Data extracted from a collection
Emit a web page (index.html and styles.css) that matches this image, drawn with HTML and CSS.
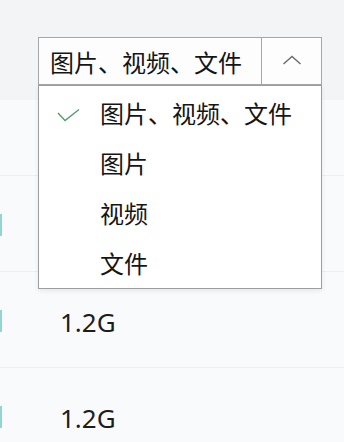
FILE: index.html
```html
<!DOCTYPE html>
<html lang="zh-CN">
<head>
<meta charset="utf-8">
<link rel="stylesheet" href="styles.css">
</head>
<body>
<div class="page">
  <header class="toolbar">
    <div class="select">
      <div class="select-box">
        <span class="select-value">图片、视频、文件</span>
        <span class="select-arrow">
          <svg width="20" height="10" viewBox="0 0 20 10"><polyline points="1.5,9 10,1.5 18.5,9" fill="none" stroke="#6b6b6b" stroke-width="1.4"/></svg>
        </span>
      </div>
      <ul class="menu">
        <li class="menu-item">
          <span class="check"><svg width="24" height="14" viewBox="0 0 24 14"><polyline points="1,5 8,12.5 22,1.5" fill="none" stroke="#4f9a6c" stroke-width="1.3"/></svg></span>
          <span class="label">图片、视频、文件</span>
        </li>
        <li class="menu-item"><span class="check"></span><span class="label">图片</span></li>
        <li class="menu-item"><span class="check"></span><span class="label">视频</span></li>
        <li class="menu-item"><span class="check"></span><span class="label">文件</span></li>
      </ul>
    </div>
  </header>
  <div class="row row-first"></div>
  <div class="row"><span class="mark"></span></div>
  <div class="row"><span class="mark"></span><span class="size">1.2G</span></div>
  <div class="row"><span class="mark"></span><span class="size">1.2G</span></div>
</div>
</body>
</html>
```
FILE: styles.css
```css
* { box-sizing: border-box; }
html, body { margin: 0; padding: 0; }
body {
  background: #f9fafc;
  font-family: "Noto Sans", "Noto Sans CJK SC", sans-serif;
  color: #1b1b1b;
  overflow: hidden;
}
.page { width: 344px; height: 442px; overflow: hidden; }
.toolbar {
  height: 100px;
  background: #f3f4f6;
  padding: 37px 0 0 38px;
}
.select {
  position: relative;
  width: 284px;
  z-index: 2;
}
.select-box {
  display: flex;
  height: 48px;
  border: 1px solid #a6a6a6;
  background: #fdfdfe;
}
.select-value {
  flex: 1;
  display: flex;
  align-items: center;
  padding-left: 11px;
  font-family: "Noto Sans CJK SC", sans-serif;
  font-size: 24px;
  line-height: 1.2;
  padding-top: 2px;
  color: #151515;
}
.select-arrow {
  width: 60px;
  border-left: 1px solid #a6a6a6;
  display: flex;
  align-items: center;
  justify-content: center;
  padding-bottom: 3px;
}
.menu {
  position: absolute;
  top: 48px;
  left: 0;
  width: 284px;
  margin: 0;
  padding: 2px 0 0;
  list-style: none;
  background: #fff;
  border: 1px solid #9e9e9e;
  box-shadow: 0 2px 5px rgba(0,0,0,0.08);
}
.menu-item {
  height: 50px;
  display: flex;
  align-items: center;
  font-family: "Noto Sans CJK SC", sans-serif;
  font-size: 24px;
  line-height: 1.2;
  color: #151515;
}
.check {
  width: 61px;
  padding-left: 18px;
  display: flex;
  align-items: center;
  padding-top: 4px;
}
.row {
  display: flex;
  align-items: center;
  height: 96px;
  border-top: 1px solid #eceef1;
  padding-top: 6px;
}
.row-first { height: 75px; border-top: none; }
.mark {
  width: 2px;
  height: 22px;
  background: #93d5d4;
  margin-top: -4px;
}
.size {
  margin-left: 58px;
  font-size: 26px;
  line-height: 1.2;
  color: #1d1d1d;
}
```
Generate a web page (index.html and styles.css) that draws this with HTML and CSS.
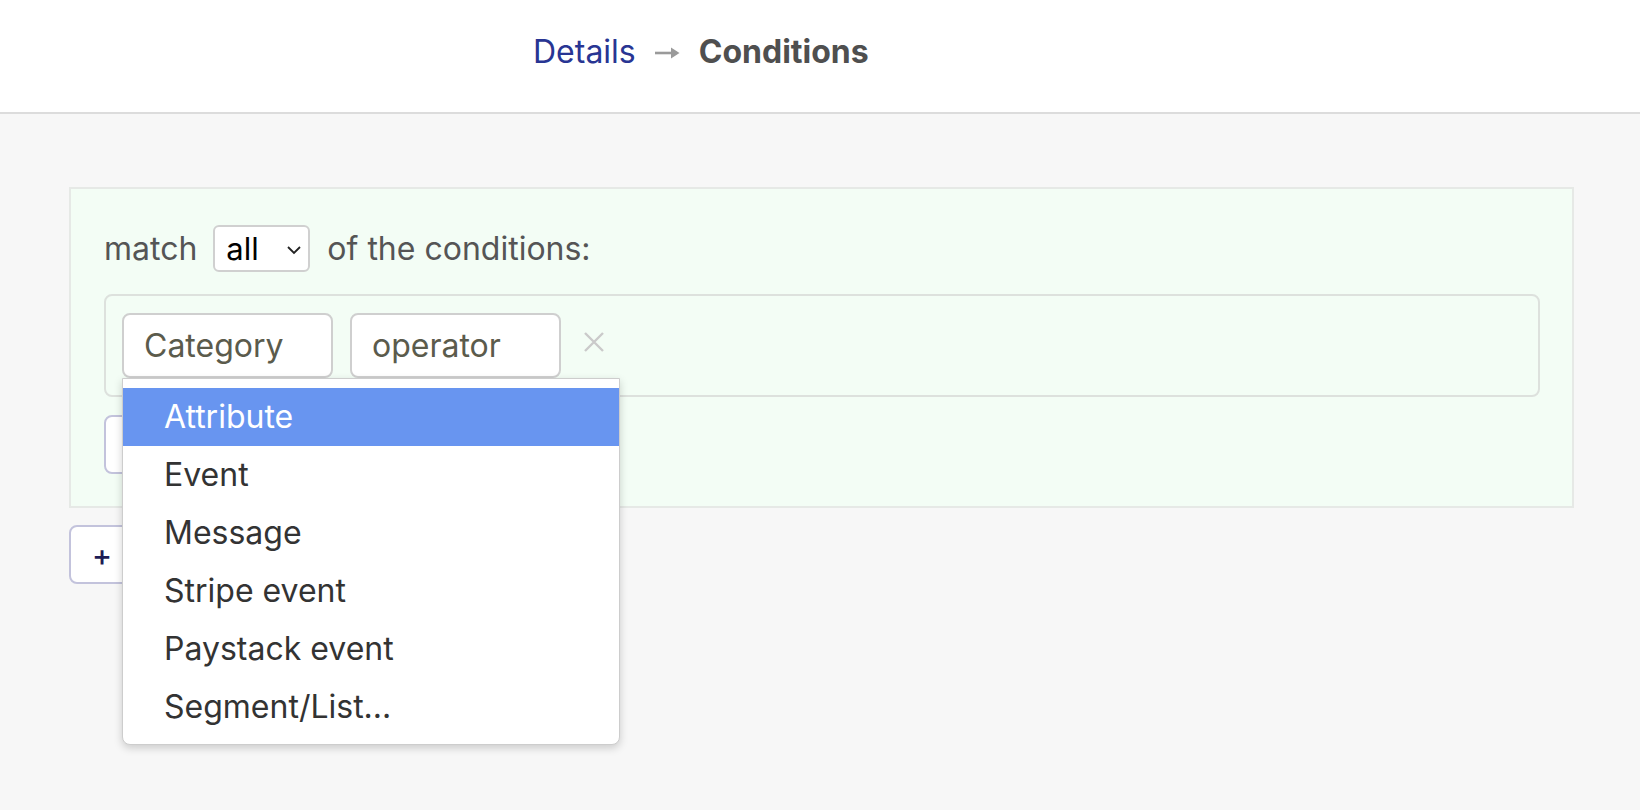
FILE: index.html
```html
<!DOCTYPE html>
<html lang="en">
<head>
<meta charset="utf-8">
<title>Conditions</title>
<link rel="stylesheet" href="styles.css">
</head>
<body>
<header class="topbar">
  <nav class="crumbs">
    <a class="crumb-link" href="#">Details</a>
    <svg class="crumb-arrow" width="26" height="14" viewBox="0 0 26 14"><path d="M1 7 H19" stroke="#9a9a9a" stroke-width="2.6" fill="none"/><path d="M17 1.5 L25.5 7 L17 12.5 Z" fill="#9a9a9a"/></svg>
    <span class="crumb-current">Conditions</span>
  </nav>
</header>
<main class="page">
  <section class="group">
    <div class="match-row">
      <span class="label">match</span>
      <span class="mini-select">all
        <svg class="chev" width="16" height="10" viewBox="0 0 16 10"><path d="M2 2 L8 8 L14 2" fill="none" stroke="#222" stroke-width="1.8"/></svg>
      </span>
      <span class="label">of the conditions:</span>
    </div>
    <div class="condition">
      <div class="field-wrap">
        <div class="field">Category</div>
        <ul class="menu">
          <li class="menu-item active">Attribute</li>
          <li class="menu-item">Event</li>
          <li class="menu-item">Message</li>
          <li class="menu-item">Stripe event</li>
          <li class="menu-item">Paystack event</li>
          <li class="menu-item">Segment/List...</li>
        </ul>
      </div>
      <div class="field">operator</div>
      <svg class="remove" width="22" height="22" viewBox="0 0 22 22"><path d="M2 2 L20 20 M20 2 L2 20" stroke="#cacaca" stroke-width="2.4" fill="none"/></svg>
    </div>
    <button class="btn btn-inner" aria-label="Add condition"></button>
  </section>
  <button class="btn btn-outer" aria-label="Add group">+</button>
</main>
</body>
</html>
```
FILE: styles.css
```css
* { box-sizing: border-box; }
html, body { margin: 0; padding: 0; }
body {
  font-family: Inter, "Noto Sans", sans-serif;
  font-size: 32px;
  background: #f7f7f7;
  color: #555;
  width: 1640px;
  height: 810px;
  overflow: hidden;
}
.topbar {
  background: #fff;
  height: 114px;
  border-bottom: 2px solid #dcdcdc;
  padding: 33px 0 0 533px;
}
.crumbs {
  display: flex;
  align-items: center;
  gap: 18px;
  line-height: 38px;
  font-size: 32px;
}
.crumb-link { color: #283593; text-decoration: none; }
.crumb-arrow { margin: 2px 1px 0 0; }
.crumb-current { color: #4f4f4f; font-weight: 700; }

.page {
  padding: 73px 66px 0 69px;
}
.group {
  background: #f3fdf5;
  border: 2px solid #e6e9e6;
  padding: 36px 32px 32px 33px;
}
.match-row {
  display: flex;
  align-items: center;
  gap: 16px;
  height: 47px;
  color: #555;
}
.label { line-height: 38px; }
.mini-select {
  display: flex;
  align-items: center;
  justify-content: space-between;
  width: 97px;
  height: 47px;
  padding: 0 6px 0 11px;
  background: #fff;
  border: 2px solid #d0d0d0;
  border-radius: 6px;
  color: #000;
  font-size: 31px;
  margin-right: 1px;
}
.chev { margin-top: 2px; }
.condition {
  margin-top: 22px;
  display: flex;
  align-items: center;
  gap: 17px;
  border: 2px solid #dde1dd;
  border-radius: 8px;
  padding: 17px 16px 17px 16px;
}
.field-wrap { position: relative; }
.field {
  width: 211px;
  height: 65px;
  display: flex;
  align-items: center;
  padding-left: 20px;
  background: #fff;
  border: 2px solid #cfcfcf;
  border-radius: 8px;
  color: #5b5b4c;
  line-height: 38px;
}
.remove { margin: 0 0 8px 5px; }
.menu {
  position: absolute;
  top: 100%;
  left: 0;
  width: 498px;
  margin: 0;
  padding: 9px 0 8px;
  list-style: none;
  background: #fff;
  border: 1px solid #cdcdcd;
  border-radius: 0 0 8px 8px;
  box-shadow: 0 3px 8px rgba(0,0,0,0.18);
  z-index: 10;
}
.menu-item {
  height: 58px;
  line-height: 58px;
  padding-left: 41px;
  color: #333;
}
.menu-item.active { background: #6895f0; color: #fff; }
.btn {
  font-family: Inter, "Noto Sans", sans-serif;
  font-size: 30px;
  height: 59px;
  background: #fff;
  color: #1c1c55;
  border: 2px solid #c3c3dc;
  border-radius: 8px;
  display: block;
}
.btn-inner { margin-top: 18px; width: 260px; }
.btn-outer {
  margin-top: 17px;
  width: 240px;
  text-align: left;
  padding: 0 0 0 21px;
  font-weight: 500;
}
```
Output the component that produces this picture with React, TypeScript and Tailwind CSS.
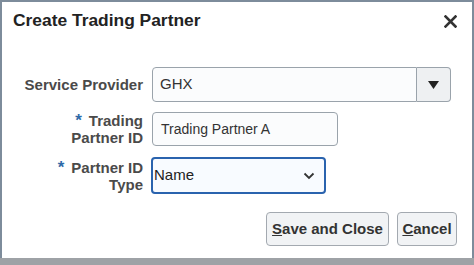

> **EXERCISE GOAL**: Return each line of the data that contains the string "with".

> **WRITTEN ANSWER**:
Emit a web page (index.html and styles.css) that matches this image, drawn with HTML and CSS.
Generate a web page (index.html and styles.css) that draws this with HTML and CSS.
Output the component that produces this picture with React, TypeScript and Tailwind CSS.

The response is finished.